I’ve made it over the Eccleston hump and I’m into the Tennant episodes of Doctor Who. Mickey just joined the crew, and I’m praying he gets face-huggered very quickly, or the Doctor cracks the shits with his constant “What’s goin’ on ‘ere den?” routine and flushes him out an airlock.

No further news on STORMDANCER. Edits are still with the Powers That Be. No doubt as soon as I get into the groove on Book 2, I’ll get more edits on Book 1, so rather than lolly-gagging about here on the blog all day, I’d best get back to it.

Oh btw, in case you missed it, I’ve got an author page on Facebook here. And if anyone can reveal to me the secret of changing my Author Page URL (rather than the Personal Page that admins the Author Page) I personally guarantee you a signed copy of STORMDANCER once it comes out. Or some skull-stonkingly good booze. Whichever you prefer.


State of the World Address

A few things are happening on the trilogy front, so I thought I’d update y’all with the skinny.
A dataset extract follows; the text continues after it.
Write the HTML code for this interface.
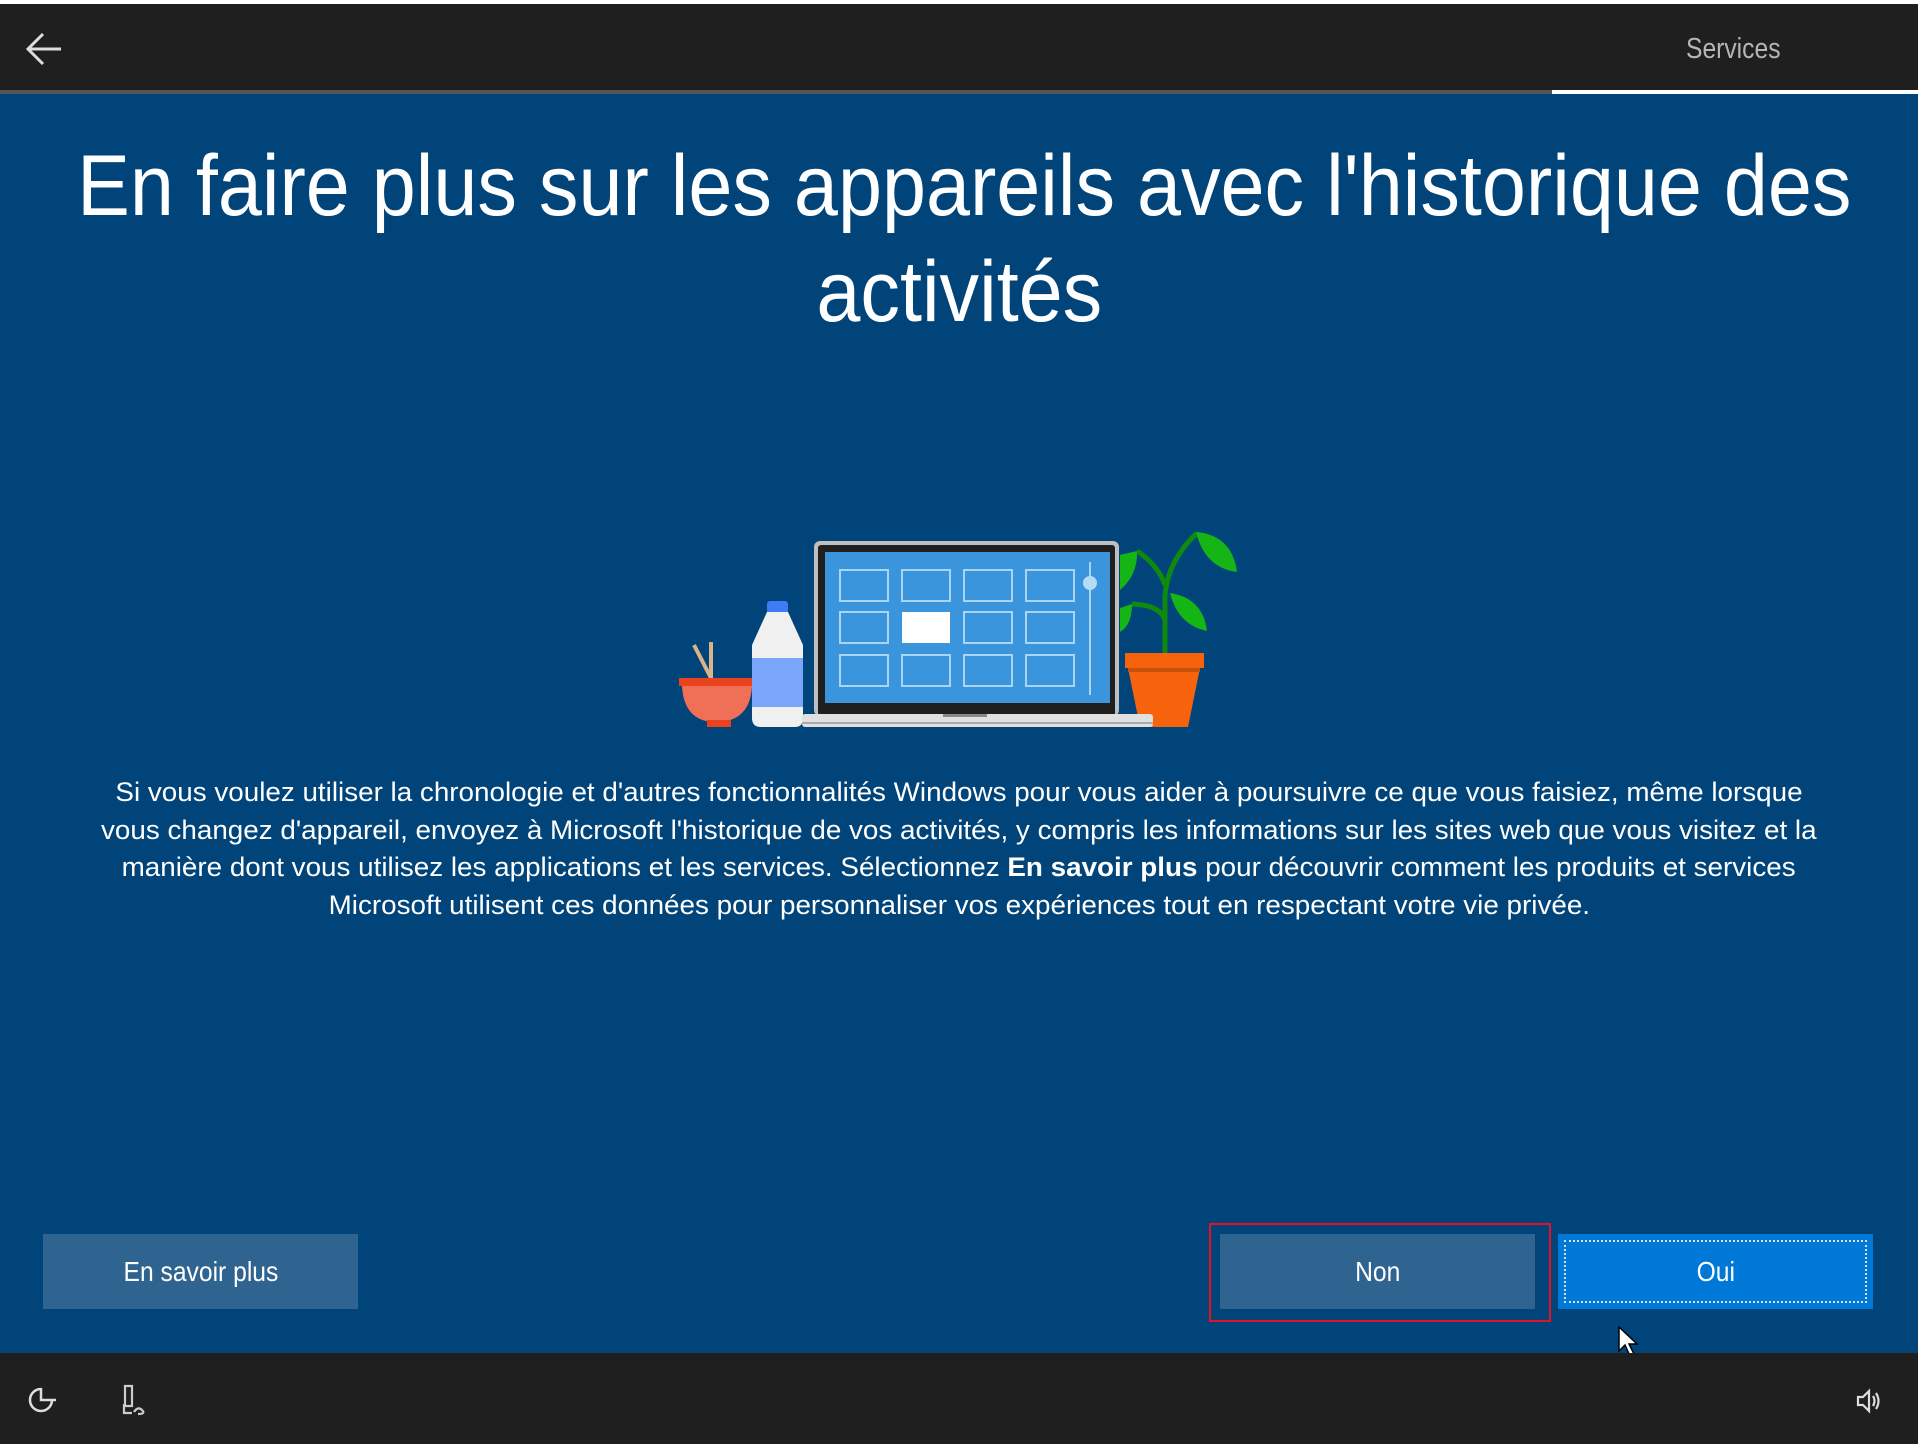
<!DOCTYPE html>
<html><head><meta charset="utf-8"><style>
*{margin:0;padding:0;box-sizing:border-box}
body{width:1921px;height:1446px;background:#fff;position:relative;overflow:hidden;font-family:"Liberation Sans",sans-serif}
.main{position:absolute;left:0;top:4px;width:1918px;height:1440px;background:#00447a}
.top{position:absolute;left:0;top:4px;width:1918px;height:86px;background:#1f1f1f}
.line1{position:absolute;left:0;top:90px;width:1552px;height:4px;background:#555}
.line2{position:absolute;left:1552px;top:90px;width:366px;height:4px;background:#fff}
.svc{position:absolute;left:1686px;top:33px;font-size:29px;color:#b5b5b5;transform:scaleX(.85);transform-origin:left}
.title{position:absolute;left:0;width:1918px;text-align:center;color:#fff;font-size:86px;white-space:nowrap}
.title span{display:inline-block;transform:scaleX(.92)}
.body{position:absolute;left:0;width:1918px;text-align:center;color:#fff;font-size:27px;white-space:nowrap}
.body span{display:inline-block;transform:scaleX(1.03)}
.btn{position:absolute;top:1234px;height:75px;color:#fff;font-size:28px;display:flex;align-items:center;justify-content:center}
.bot{position:absolute;left:0;top:1353px;width:1918px;height:91px;background:#1f1f1f}
</style></head><body>
<div class="main"></div>
<div class="top"></div>
<div class="line1"></div><div class="line2"></div>
<svg style="position:absolute;left:24px;top:31px" width="40" height="36" viewBox="0 0 40 36"><path d="M19 3 L4 18 L19 33 M4 18 H37" stroke="#ddd" stroke-width="3" fill="none"/></svg>
<div class="svc">Services</div>
<div class="title" style="top:133px;line-height:106px"><span>En faire plus sur les appareils avec l'historique des</span></div>
<div class="title" style="top:239px;line-height:106px"><span>activités</span></div>

<svg style="position:absolute;left:0;top:0" width="1921" height="800">
 <path d="M694 645 L712 680 M711 642 L711 680" stroke="#d9b48a" stroke-width="4"/>
 <rect x="679" y="678" width="75" height="8" fill="#e8421f"/>
 <path d="M682 686 H752 Q750 722 716 722 Q684 722 682 686Z" fill="#ef6f57"/>
 <rect x="707" y="720" width="24" height="7" fill="#e8421f"/>
 <rect x="767" y="601" width="21" height="14" rx="3" fill="#3e7bf7"/>
 <path d="M767 612 H788 L803 645 V718 Q803 727 795 727 H761 Q752 727 752 718 V645Z" fill="#f0f0f0"/>
 <rect x="752" y="658" width="51" height="49" fill="#79a6f9"/>
 <rect x="814" y="541" width="305" height="175" rx="6" fill="#bfbfbf"/>
 <rect x="818" y="545" width="297" height="171" rx="3" fill="#1f1f1f"/>
 <rect x="825" y="552" width="285" height="151" fill="#3b95dc"/>
 <g fill="none" stroke="#a8d4f5" stroke-width="2">
  <rect x="840" y="570" width="48" height="31"/><rect x="902" y="570" width="48" height="31"/><rect x="964" y="570" width="48" height="31"/><rect x="1026" y="570" width="48" height="31"/>
  <rect x="840" y="612" width="48" height="31"/><rect x="964" y="612" width="48" height="31"/><rect x="1026" y="612" width="48" height="31"/>
  <rect x="840" y="655" width="48" height="31"/><rect x="902" y="655" width="48" height="31"/><rect x="964" y="655" width="48" height="31"/><rect x="1026" y="655" width="48" height="31"/>
 </g>
 <rect x="902" y="612" width="48" height="31" fill="#fff"/>
 <line x1="1090" y1="562" x2="1090" y2="695" stroke="#a8d4f5" stroke-width="2"/>
 <circle cx="1090" cy="583" r="7" fill="#b5dcf5"/>
 <g stroke="#0e8a0e" stroke-width="5" fill="none">
  <path d="M1165 655 V595 Q1168 560 1197 533"/>
  <path d="M1165 620 Q1160 605 1132 604"/>
  <path d="M1165 585 Q1158 565 1137 551"/>
 </g>
 <path d="M1196 532 Q1232 535 1237 572 Q1205 568 1196 532Z" fill="#14b514"/>
 <path d="M1170 593 Q1203 598 1207 631 Q1178 625 1170 593Z" fill="#14b514"/>
 <path d="M1137 551 Q1138 575 1120 590 L1120 555Z" fill="#14b514"/>
 <path d="M1132 604 Q1132 625 1120 632 L1120 608Z" fill="#14b514"/>
 <path d="M1128 668 H1200 L1188 727 H1140Z" fill="#f7630c"/>
 <rect x="1125" y="653" width="79" height="15" fill="#f7630c"/>
 <rect x="1128" y="668" width="72" height="4" fill="#c8500a"/>
 <rect x="802" y="714" width="351" height="13" rx="3" fill="#e0e0e0"/>
 <rect x="802" y="722" width="351" height="2" fill="#aaa"/>
 <rect x="943" y="714" width="44" height="3" fill="#888"/>
</svg>

<div class="body" style="top:774px;line-height:37.5px">
<span>Si vous voulez utiliser la chronologie et d'autres fonctionnalités Windows pour vous aider à poursuivre ce que vous faisiez, même lorsque</span><br>
<span>vous changez d'appareil, envoyez à Microsoft l'historique de vos activités, y compris les informations sur les sites web que vous visitez et la</span><br>
<span>manière dont vous utilisez les applications et les services. Sélectionnez <b>En savoir plus</b> pour découvrir comment les produits et services</span><br>
<span>Microsoft utilisent ces données pour personnaliser vos expériences tout en respectant votre vie privée.</span>
</div>

<div class="btn" style="left:43px;width:315px;background:#2f6491"><span style="transform:scaleX(.88);display:inline-block">En savoir plus</span></div>
<div style="position:absolute;left:1209px;top:1223px;width:342px;height:99px;border:2px solid #e81123"></div>
<div class="btn" style="left:1220px;width:315px;background:#2f6491"><span style="transform:scaleX(.88);display:inline-block">Non</span></div>
<div class="btn" style="left:1558px;width:315px;background:#0078d7"><span style="transform:scaleX(.88);display:inline-block">Oui</span><div style="position:absolute;left:6px;top:6px;right:6px;bottom:6px;border:2px dotted #ddd"></div></div>
<svg style="position:absolute;left:1618px;top:1326px" width="24" height="34" viewBox="0 0 24 34"><path d="M1 1 V25 L7 19 L12 30 L16 28 L11 18 H19Z" fill="#fff" stroke="#000" stroke-width="1.5"/></svg>

<div class="bot"></div>
<svg style="position:absolute;left:26px;top:1385px" width="34" height="32" viewBox="0 0 34 32"><path d="M15 4 A11 11 0 1 0 26 15" stroke="#ddd" stroke-width="2.5" fill="none"/><path d="M15 3 V15 H30" stroke="#ddd" stroke-width="2.5" fill="none"/></svg>
<svg style="position:absolute;left:120px;top:1384px" width="30" height="34" viewBox="0 0 30 34"><path d="M5 2 H12 V22 H5Z M4 20 V29 H12 M14 28 Q18 22 22 26 Q26 30 18 30" stroke="#ccc" stroke-width="2.2" fill="none"/></svg>
<svg style="position:absolute;left:1855px;top:1388px" width="28" height="26" viewBox="0 0 28 26"><path d="M3 9 H8 L14 3 V23 L8 17 H3Z M18 8 Q21 13 18 18 M21 5 Q26 13 21 21" stroke="#ddd" stroke-width="2.2" fill="none"/></svg>
</body></html>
1) My trilogy sold to French publishers Bragelonne (who amongst other SF/F luminaries,  publish NYT #1 bestseller [huge grats] Pat Rothfuss). Bragelonne offered on books 2 & 3 sight unseen, which makes me feel pretty good about book #1. So yeah, I’ll officially be published in a non-English speaking country. It’ll be interesting translating my psuedo Jap-lish into French (I only know how to swear in French). 😛

2) My editor’s notes have come back on STORMDANCER, and I’m plunging back into the breach this weekend. The vast majority of suggestions were of the “GIVE US MOARR” variety – more detail, more world-building. I chopped a bunch of detail out of the ms in order to get to a certain pivotal point in the narrative by page 50 (mainly for the benefits of literary agents, who often request the first 50) and it feels nice to be told “leave nothing on the editing room floor”. So yeah, really looking forward to getting back into this sandbox I’ve made and building a few more castles 🙂

3) Book 2 is naturally on hold until STORMDANCER is complete, but I’m sitting about 80k and almost at the end of Act 2. It’s feeling really good, but it’ll be helpful to spend a month off from it, finish STORMDANCER and then come back with fresh eyes. My beautiful bride, as always, is serving as Beta-in-Chief and Culler of All Things Lamesauce.

4) Still trying to think of a series title. It’s hard. Harder than resisting the urge to finish this post with a witticism about other hard things…

…Jesus, mind out of the gutter, peoples.


The Auction

When I learned about the concept of manuscripts going to auction, I always imagined a very swanky affair. Agents and Editors would turn up to some old building in uptown NYC, dressed in after-nine attire, black tie as far as the eye could see. The walls would be lined with mahogany and the carpet would be the color of dried blood, and beautiful women in cocktail dresses with low-cut backs would be serving drinks on silver trays.

The Publishers would watch each other over the rims of their martinis, smoking cigars and glowering at their various nemeses, giving polite nods to the few competitors they didn’t want to glass in the face. And finally some little old english fellow would step up to a podium and announce the name of the author and the book to be bid upon, maybe read a passage or two, and commence the bidding. Little paddles with numbers would be waved and the price would spiral higher, and finally the agent of the writer in question would put in a call with the happy news that his client could finally buy that island in the Pacific he/she always wanted.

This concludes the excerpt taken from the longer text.